Kiai Asnawi Caringin,
Ulama Pendekar dari Banten
Nama lengkapnya
adalah KH Tubagus Muhammad Asnawi. Ia adalah seorang ulama karismatik dan
pendekar yang lahir di kampung Caringin Banten pada tahun 1850 M. Ia dikenal
sebagai ulama yang gigih menentang penjajahan Belanda. Ia mengorganisir para
jawara Banten untuk menentang penjajahan.
Asnawi lahir dari
pasangan Abdurrahman dan Ratu Sabi’ah. Dari pihak ayah nasabnya bersambung ke
Sultan Banten, sedangkan dari pihak ke Sultan Agung Mataram. Sejak usia 9
tahun, Asnawi sudah dikirim ayahnya untuk menuntut ilmu di tanah suci
Mekkah.
Di sana ia berguru
kepada Syekh Nawawi Al-Bantani bersama santri-santri asal Indonesia semisal
Kiai Cholil Bangkalan, Hadratusysyekh Hasyim Asy’ari, dan lain-lain.

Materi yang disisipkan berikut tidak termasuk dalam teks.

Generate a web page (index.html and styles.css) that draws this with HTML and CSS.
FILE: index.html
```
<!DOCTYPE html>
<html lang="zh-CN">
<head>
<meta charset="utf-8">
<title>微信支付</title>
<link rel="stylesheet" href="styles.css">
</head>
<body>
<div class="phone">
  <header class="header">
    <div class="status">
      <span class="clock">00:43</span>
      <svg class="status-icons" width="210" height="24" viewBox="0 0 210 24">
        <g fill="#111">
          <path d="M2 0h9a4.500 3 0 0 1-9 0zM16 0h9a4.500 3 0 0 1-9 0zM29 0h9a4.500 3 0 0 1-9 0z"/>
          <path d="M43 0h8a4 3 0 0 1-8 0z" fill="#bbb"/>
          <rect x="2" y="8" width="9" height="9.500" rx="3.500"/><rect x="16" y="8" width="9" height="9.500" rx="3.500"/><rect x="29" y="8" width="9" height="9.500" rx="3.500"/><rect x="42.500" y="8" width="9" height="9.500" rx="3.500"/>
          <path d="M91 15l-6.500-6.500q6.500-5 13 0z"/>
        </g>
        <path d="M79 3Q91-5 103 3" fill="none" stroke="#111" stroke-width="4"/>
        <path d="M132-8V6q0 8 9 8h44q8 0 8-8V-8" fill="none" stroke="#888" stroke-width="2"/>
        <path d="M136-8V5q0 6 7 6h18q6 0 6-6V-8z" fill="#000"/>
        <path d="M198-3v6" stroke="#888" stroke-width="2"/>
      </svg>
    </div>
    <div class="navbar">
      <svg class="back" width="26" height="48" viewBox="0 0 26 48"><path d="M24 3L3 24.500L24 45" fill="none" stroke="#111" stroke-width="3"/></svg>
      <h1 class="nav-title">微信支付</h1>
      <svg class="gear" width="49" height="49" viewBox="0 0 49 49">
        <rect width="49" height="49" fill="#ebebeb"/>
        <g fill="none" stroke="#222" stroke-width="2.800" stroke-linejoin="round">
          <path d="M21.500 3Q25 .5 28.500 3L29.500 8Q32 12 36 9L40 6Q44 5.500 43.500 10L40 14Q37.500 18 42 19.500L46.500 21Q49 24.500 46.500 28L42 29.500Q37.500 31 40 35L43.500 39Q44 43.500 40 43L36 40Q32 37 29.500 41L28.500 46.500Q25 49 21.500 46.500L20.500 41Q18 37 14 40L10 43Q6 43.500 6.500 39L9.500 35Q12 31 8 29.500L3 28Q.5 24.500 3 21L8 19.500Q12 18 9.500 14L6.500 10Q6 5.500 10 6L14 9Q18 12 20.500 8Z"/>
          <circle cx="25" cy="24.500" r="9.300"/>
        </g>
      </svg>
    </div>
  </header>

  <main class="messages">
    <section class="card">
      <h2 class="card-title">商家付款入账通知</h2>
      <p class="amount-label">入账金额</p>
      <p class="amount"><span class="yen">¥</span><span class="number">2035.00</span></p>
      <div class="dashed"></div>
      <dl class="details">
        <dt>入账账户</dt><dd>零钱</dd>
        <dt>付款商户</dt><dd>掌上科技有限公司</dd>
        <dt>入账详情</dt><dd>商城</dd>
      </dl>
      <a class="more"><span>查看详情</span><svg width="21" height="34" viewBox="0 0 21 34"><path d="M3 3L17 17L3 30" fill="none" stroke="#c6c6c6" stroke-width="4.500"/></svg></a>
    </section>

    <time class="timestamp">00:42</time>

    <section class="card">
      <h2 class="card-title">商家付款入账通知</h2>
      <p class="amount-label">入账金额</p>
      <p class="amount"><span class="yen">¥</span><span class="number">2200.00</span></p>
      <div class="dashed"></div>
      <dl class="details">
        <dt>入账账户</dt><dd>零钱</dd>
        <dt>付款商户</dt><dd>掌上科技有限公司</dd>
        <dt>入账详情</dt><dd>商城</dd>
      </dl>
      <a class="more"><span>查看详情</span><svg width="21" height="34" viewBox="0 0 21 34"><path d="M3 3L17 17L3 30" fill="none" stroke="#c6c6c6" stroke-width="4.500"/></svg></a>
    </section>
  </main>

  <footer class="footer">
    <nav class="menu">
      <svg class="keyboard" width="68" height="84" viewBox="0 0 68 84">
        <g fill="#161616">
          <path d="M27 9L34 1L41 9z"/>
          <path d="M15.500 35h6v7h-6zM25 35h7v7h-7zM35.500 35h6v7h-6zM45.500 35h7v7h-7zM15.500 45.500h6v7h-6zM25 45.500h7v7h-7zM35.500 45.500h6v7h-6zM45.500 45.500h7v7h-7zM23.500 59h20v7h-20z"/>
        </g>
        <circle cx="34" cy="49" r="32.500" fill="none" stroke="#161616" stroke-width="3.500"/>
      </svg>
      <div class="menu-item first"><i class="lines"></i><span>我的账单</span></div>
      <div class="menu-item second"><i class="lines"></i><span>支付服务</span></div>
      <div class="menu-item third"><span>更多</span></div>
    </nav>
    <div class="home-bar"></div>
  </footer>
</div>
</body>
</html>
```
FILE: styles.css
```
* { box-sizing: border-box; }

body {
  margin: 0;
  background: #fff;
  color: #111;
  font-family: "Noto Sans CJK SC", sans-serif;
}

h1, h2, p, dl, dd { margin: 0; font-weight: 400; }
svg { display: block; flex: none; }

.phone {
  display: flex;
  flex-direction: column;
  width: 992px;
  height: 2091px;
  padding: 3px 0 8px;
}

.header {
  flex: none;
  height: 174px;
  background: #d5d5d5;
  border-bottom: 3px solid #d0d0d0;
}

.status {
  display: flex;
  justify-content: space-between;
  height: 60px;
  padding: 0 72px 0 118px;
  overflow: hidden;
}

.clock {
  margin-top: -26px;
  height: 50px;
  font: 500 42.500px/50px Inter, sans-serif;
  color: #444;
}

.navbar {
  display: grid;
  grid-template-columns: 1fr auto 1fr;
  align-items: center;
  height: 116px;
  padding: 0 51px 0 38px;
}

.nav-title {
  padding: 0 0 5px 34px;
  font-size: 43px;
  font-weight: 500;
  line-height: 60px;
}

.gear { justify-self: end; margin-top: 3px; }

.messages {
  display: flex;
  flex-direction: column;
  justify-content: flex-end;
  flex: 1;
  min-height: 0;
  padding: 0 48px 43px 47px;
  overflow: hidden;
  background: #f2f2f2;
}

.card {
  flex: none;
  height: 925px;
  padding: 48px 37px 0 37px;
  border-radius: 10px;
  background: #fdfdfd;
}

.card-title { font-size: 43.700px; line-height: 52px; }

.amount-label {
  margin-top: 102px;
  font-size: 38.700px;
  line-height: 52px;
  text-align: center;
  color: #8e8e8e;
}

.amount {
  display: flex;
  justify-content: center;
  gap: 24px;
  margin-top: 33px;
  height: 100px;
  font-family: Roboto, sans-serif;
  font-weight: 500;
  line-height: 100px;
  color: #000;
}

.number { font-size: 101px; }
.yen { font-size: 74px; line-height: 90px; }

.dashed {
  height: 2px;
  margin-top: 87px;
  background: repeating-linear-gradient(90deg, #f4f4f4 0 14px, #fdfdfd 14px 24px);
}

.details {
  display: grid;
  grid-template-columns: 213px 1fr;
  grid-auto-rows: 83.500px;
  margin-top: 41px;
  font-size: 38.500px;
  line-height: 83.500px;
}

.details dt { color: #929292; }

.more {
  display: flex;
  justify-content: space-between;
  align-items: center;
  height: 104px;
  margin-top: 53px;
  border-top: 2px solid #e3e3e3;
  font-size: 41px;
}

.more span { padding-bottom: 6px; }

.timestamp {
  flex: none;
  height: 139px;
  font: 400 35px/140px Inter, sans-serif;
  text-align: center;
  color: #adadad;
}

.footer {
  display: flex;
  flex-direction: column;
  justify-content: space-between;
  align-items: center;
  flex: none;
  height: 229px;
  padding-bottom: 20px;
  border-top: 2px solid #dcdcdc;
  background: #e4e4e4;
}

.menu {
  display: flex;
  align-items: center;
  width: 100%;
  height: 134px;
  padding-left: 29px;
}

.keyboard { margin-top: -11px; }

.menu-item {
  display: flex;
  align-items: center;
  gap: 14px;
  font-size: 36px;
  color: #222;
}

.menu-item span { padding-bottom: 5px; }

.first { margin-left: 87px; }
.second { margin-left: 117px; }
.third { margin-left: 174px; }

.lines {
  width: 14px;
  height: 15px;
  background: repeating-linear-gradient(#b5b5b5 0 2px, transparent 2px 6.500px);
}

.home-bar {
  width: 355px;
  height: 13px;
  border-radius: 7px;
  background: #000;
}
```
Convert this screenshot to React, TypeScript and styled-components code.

Selain belajar ilmu-ilmu agama, ia juga belajar tarekat kepada Syekh Abdul
Karim Tanara, ulama Banten yang bermukim di Makkah.
Setelah mengaji
bertahun-tahun di tanah suci, Asnawi pulang ke kampung halamannya pada tahun
1870. Untuk mengamalkan dan menyebarkan ilmunya, ia mendirikan pesantren di
kampung tersebut. Pesantren tersebut dikenal dengan ilmu fiqih, tasawuf, dan
ilmu beladiri.
Ketika gunung
krakatau meletus, ia beserta keluarganya selamat dengan mengungsi ke kampung
Muruy, Menes. Sayang seluruh pesantrennya di kampung Caringin hancur lebur.
Ketika kembali lagi ke kampung halaman dari pengungsian, ia membangun
ulang pesantrennya. Serta mendirikan masjid yang diberi nama masjid Agung
Assalafi, atau menurut sumber lain Salafiah.
Arsitektur Masjid
Salfiah merupakan campuran dari unsur lokal dan luar. Unsur lokal terlihat dari
atapnya. Sementara unsur luar terlihat dari bentuk jendela dan pintu dengan
ukuran relatif besar. Juga pilar-pilar yang mengelilingi masjid. Konon
kayu untuk masjid tersebut dibawa oleh Asnawi dari Kalimantan. Sebelumnya, kayu
tersebut tidak bisa ditebang. Kalaupun bisa ditebang, pohon tersebut muncul kembali.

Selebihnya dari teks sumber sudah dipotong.